«Übrigens» in den Freiburger Nachrichten vom 6. November 2015
Seit Kurzem versuche ich mein Glück als Demotivationstrainer. Journalismus hat ja auf Dauer keine Zukunft. Höchste Zeit also, sich beruflich neu zu orientieren. «No, you can’t!», lautet mein Motto – und ich hab damit den Nerv der Zeit getroffen. Übermotiviertheit ist ja die Volkskrankheit Nummer eins.
Sie glauben gar nicht, wie viele Chefs sich deswegen an mich wenden. «Meine Leute sind zu engagiert», klagen sie, «freiwillige Überstunden, tolle Ideen am laufenden Band. Wie soll ich das bloss dem Verwaltungsrat erklären? Können Sie mir helfen?» Ich setze dann jeweils ein ernstes Gesicht auf. «An Ihrer Stelle würde ich mir keine allzu grossen Hoffnungen machen.» Das wirkt. Nach diesem Satz schlucken die Chefs ohne Widerrede meine exorbitante Honorarforderung.
Und dann lege ich los. Mein Demotivationstraining beginnt ganz oben, beim Chef. Denn auf den Teppichetagen greift seit Jahren eine Kultur des Lobes um sich. Eine Unsitte. Ständig werden die Mitarbeiter gelobt, gefördert, gewertschätzt und gehätschelt–kein Wunder, dass dabei die Motivation ins Kraut schiesst.
Die Bosse lernen deshalb bei mir erst einmal wieder, wie man Untergebene ignoriert, gängelt und öffentlich abkanzelt. «No, you can’t!»
Dann ist das mittlere Kader an der Reihe.
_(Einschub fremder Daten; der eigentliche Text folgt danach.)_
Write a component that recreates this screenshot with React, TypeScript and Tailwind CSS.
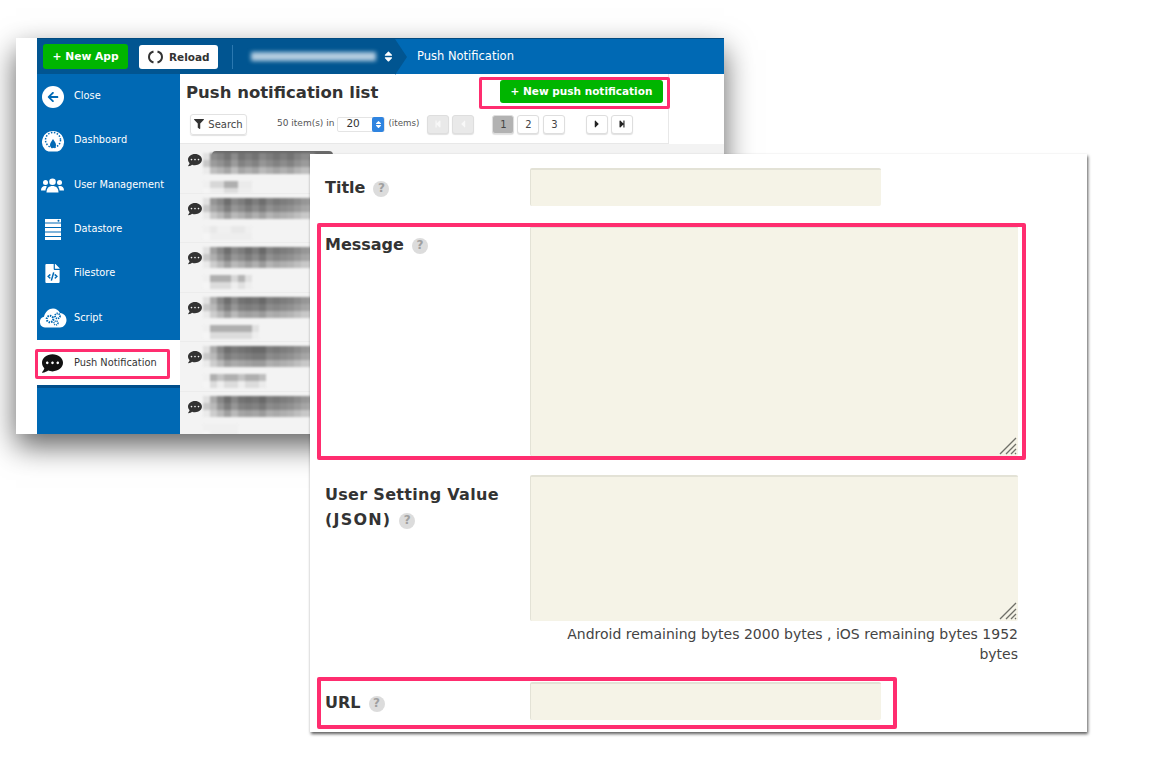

Denn damit’s mit der Demotivation klappt, müssen sich alle tüchtig ins Zeug legen. «Mosern, meckern, miesmachen» ist zum Beispiel ein Seminar, das gerne gebucht wird. Oder ich trainiere die Leute im Schwarzsehen und im Schlechtreden (sich und andere). Probieren Sie es ruhig selber einmal aus. Stellen Sie sich am Morgen vor den Spiegel und sagen dabei zehn Mal laut «Ich schaff das nicht»–und schon ist jeder Anflug von Motivation im Keim erstickt. «No, you can’t!»
Wenn das alles nichts hilft, lade ich die ganze Belegschaft zum Team-Destroying-Event: Zum Beispiel Riverrafting für die ganze Abteilung, aber die Schwimmwesten reichen nicht für alle– da gehen der Teamgeist und die Begeisterung im Nu bachab. Und zum Dessert kriegt jeder einen Unglückskeks mit einem passenden Ablöscher-Spruch. «No, you can’t!»
Übrigens, ganz unter uns: Ich coache jetzt auch Gottéron. Völlig aufgelöst sass die Klubleitung vor ein paar Wochen in meinem Büro. «Was sollen wir nur tun? Unsere Jungs sind einfach zu motiviert, die gewinnen fast jedes Spiel. Richtig unheimlich.» Ich seufzte tief. «An Ihrer Stelle würde ich mir keine allzu grosse Hoffnung machen», sagte ich, worauf der Finanzchef prompt das Scheckheft zückte.
Tja, und jetzt durchlaufen Mannschaft und Management bei mir ein intensives Demotivationstraining. Wenn die Drachen also Ende Saison wieder Tabellenschlusslicht sind, wissen Sie nun, wem Sie dafür zu danken haben.